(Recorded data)

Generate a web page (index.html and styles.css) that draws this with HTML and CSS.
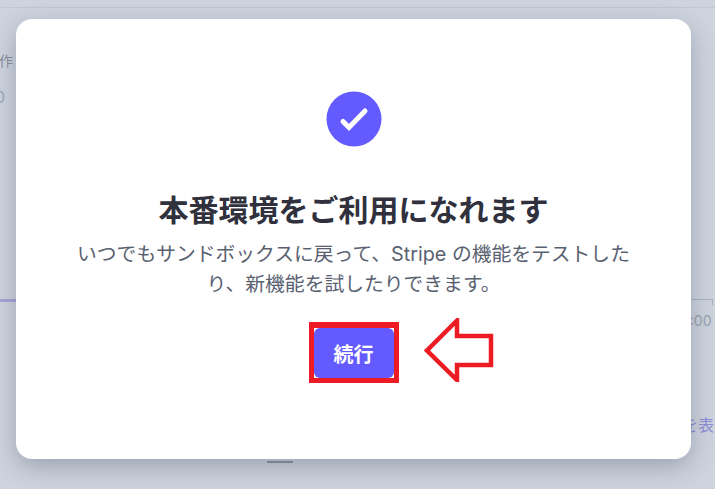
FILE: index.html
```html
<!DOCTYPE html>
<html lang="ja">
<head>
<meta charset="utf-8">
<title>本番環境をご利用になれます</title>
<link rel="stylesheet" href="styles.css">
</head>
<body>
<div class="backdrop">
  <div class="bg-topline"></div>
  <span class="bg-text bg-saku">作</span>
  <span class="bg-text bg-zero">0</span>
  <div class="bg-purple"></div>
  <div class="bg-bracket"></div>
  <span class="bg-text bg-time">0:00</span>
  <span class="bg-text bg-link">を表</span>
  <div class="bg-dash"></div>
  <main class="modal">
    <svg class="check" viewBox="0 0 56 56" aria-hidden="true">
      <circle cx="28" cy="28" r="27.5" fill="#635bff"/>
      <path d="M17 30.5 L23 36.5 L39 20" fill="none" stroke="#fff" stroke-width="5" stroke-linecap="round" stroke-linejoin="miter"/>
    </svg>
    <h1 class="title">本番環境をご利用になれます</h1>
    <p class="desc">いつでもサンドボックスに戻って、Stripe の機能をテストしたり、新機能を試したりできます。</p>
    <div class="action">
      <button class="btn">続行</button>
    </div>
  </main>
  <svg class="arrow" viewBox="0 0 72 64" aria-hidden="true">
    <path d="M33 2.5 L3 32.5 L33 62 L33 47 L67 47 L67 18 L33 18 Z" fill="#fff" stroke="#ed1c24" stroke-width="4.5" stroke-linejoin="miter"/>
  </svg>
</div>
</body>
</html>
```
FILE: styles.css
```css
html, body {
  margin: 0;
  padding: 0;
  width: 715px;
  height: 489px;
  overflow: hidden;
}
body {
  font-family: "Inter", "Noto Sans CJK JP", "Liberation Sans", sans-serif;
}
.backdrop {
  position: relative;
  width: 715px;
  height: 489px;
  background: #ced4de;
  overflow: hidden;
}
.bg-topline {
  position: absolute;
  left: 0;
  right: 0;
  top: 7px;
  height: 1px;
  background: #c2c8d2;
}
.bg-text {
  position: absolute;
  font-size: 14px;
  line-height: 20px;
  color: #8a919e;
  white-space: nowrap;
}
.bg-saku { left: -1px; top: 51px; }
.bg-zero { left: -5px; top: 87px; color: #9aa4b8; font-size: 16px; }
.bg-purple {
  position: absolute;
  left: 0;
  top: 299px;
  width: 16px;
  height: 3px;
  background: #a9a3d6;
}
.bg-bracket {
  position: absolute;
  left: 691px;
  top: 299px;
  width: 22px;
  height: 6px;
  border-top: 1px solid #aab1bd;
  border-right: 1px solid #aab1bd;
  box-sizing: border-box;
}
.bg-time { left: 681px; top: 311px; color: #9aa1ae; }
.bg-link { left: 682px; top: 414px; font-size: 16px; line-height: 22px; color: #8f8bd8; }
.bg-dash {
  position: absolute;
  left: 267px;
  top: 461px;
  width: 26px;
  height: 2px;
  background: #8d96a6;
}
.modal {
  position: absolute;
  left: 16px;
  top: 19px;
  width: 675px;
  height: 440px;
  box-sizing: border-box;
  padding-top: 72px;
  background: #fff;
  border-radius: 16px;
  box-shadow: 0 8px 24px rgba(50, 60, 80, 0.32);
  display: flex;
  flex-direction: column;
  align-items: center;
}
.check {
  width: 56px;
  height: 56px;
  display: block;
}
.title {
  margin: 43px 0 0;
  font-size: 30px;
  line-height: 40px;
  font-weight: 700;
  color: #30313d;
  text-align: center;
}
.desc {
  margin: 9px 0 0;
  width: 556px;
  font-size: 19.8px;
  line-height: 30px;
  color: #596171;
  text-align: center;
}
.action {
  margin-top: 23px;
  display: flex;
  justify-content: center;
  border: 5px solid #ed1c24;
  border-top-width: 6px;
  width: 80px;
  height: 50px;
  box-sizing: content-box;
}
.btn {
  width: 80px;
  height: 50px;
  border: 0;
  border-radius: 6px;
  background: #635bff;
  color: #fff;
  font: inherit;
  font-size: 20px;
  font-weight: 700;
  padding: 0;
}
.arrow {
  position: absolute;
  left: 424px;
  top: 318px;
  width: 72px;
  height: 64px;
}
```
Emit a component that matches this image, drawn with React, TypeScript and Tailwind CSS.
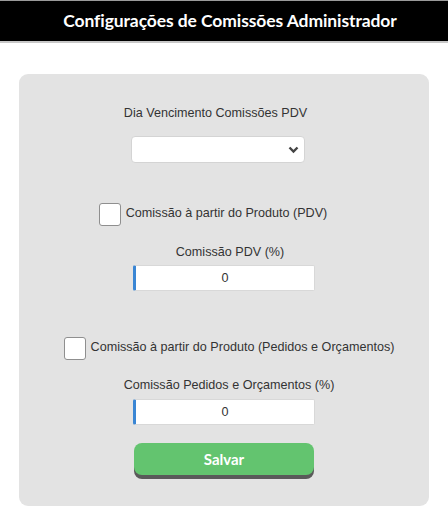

Brief ▸ Quote every record above exactly, leaving out any pictures.

Complete response ▸
Generate a web page (index.html and styles.css) that draws this with HTML and CSS.
FILE: index.html
```html
<!DOCTYPE html>
<html lang="ja">
<head>
<meta charset="utf-8">
<title>本番環境をご利用になれます</title>
<link rel="stylesheet" href="styles.css">
</head>
<body>
<div class="backdrop">
  <div class="bg-topline"></div>
  <span class="bg-text bg-saku">作</span>
  <span class="bg-text bg-zero">0</span>
  <div class="bg-purple"></div>
  <div class="bg-bracket"></div>
  <span class="bg-text bg-time">0:00</span>
  <span class="bg-text bg-link">を表</span>
  <div class="bg-dash"></div>
  <main class="modal">
    <svg class="check" viewBox="0 0 56 56" aria-hidden="true">
      <circle cx="28" cy="28" r="27.5" fill="#635bff"/>
      <path d="M17 30.5 L23 36.5 L39 20" fill="none" stroke="#fff" stroke-width="5" stroke-linecap="round" stroke-linejoin="miter"/>
    </svg>
    <h1 class="title">本番環境をご利用になれます</h1>
    <p class="desc">いつでもサンドボックスに戻って、Stripe の機能をテストしたり、新機能を試したりできます。</p>
    <div class="action">
      <button class="btn">続行</button>
    </div>
  </main>
  <svg class="arrow" viewBox="0 0 72 64" aria-hidden="true">
    <path d="M33 2.5 L3 32.5 L33 62 L33 47 L67 47 L67 18 L33 18 Z" fill="#fff" stroke="#ed1c24" stroke-width="4.5" stroke-linejoin="miter"/>
  </svg>
</div>
</body>
</html>
```
FILE: styles.css
```css
html, body {
  margin: 0;
  padding: 0;
  width: 715px;
  height: 489px;
  overflow: hidden;
}
body {
  font-family: "Inter", "Noto Sans CJK JP", "Liberation Sans", sans-serif;
}
.backdrop {
  position: relative;
  width: 715px;
  height: 489px;
  background: #ced4de;
  overflow: hidden;
}
.bg-topline {
  position: absolute;
  left: 0;
  right: 0;
  top: 7px;
  height: 1px;
  background: #c2c8d2;
}
.bg-text {
  position: absolute;
  font-size: 14px;
  line-height: 20px;
  color: #8a919e;
  white-space: nowrap;
}
.bg-saku { left: -1px; top: 51px; }
.bg-zero { left: -5px; top: 87px; color: #9aa4b8; font-size: 16px; }
.bg-purple {
  position: absolute;
  left: 0;
  top: 299px;
  width: 16px;
  height: 3px;
  background: #a9a3d6;
}
.bg-bracket {
  position: absolute;
  left: 691px;
  top: 299px;
  width: 22px;
  height: 6px;
  border-top: 1px solid #aab1bd;
  border-right: 1px solid #aab1bd;
  box-sizing: border-box;
}
.bg-time { left: 681px; top: 311px; color: #9aa1ae; }
.bg-link { left: 682px; top: 414px; font-size: 16px; line-height: 22px; color: #8f8bd8; }
.bg-dash {
  position: absolute;
  left: 267px;
  top: 461px;
  width: 26px;
  height: 2px;
  background: #8d96a6;
}
.modal {
  position: absolute;
  left: 16px;
  top: 19px;
  width: 675px;
  height: 440px;
  box-sizing: border-box;
  padding-top: 72px;
  background: #fff;
  border-radius: 16px;
  box-shadow: 0 8px 24px rgba(50, 60, 80, 0.32);
  display: flex;
  flex-direction: column;
  align-items: center;
}
.check {
  width: 56px;
  height: 56px;
  display: block;
}
.title {
  margin: 43px 0 0;
  font-size: 30px;
  line-height: 40px;
  font-weight: 700;
  color: #30313d;
  text-align: center;
}
.desc {
  margin: 9px 0 0;
  width: 556px;
  font-size: 19.8px;
  line-height: 30px;
  color: #596171;
  text-align: center;
}
.action {
  margin-top: 23px;
  display: flex;
  justify-content: center;
  border: 5px solid #ed1c24;
  border-top-width: 6px;
  width: 80px;
  height: 50px;
  box-sizing: content-box;
}
.btn {
  width: 80px;
  height: 50px;
  border: 0;
  border-radius: 6px;
  background: #635bff;
  color: #fff;
  font: inherit;
  font-size: 20px;
  font-weight: 700;
  padding: 0;
}
.arrow {
  position: absolute;
  left: 424px;
  top: 318px;
  width: 72px;
  height: 64px;
}
```
Emit a component that matches this image, drawn with React, TypeScript and Tailwind CSS.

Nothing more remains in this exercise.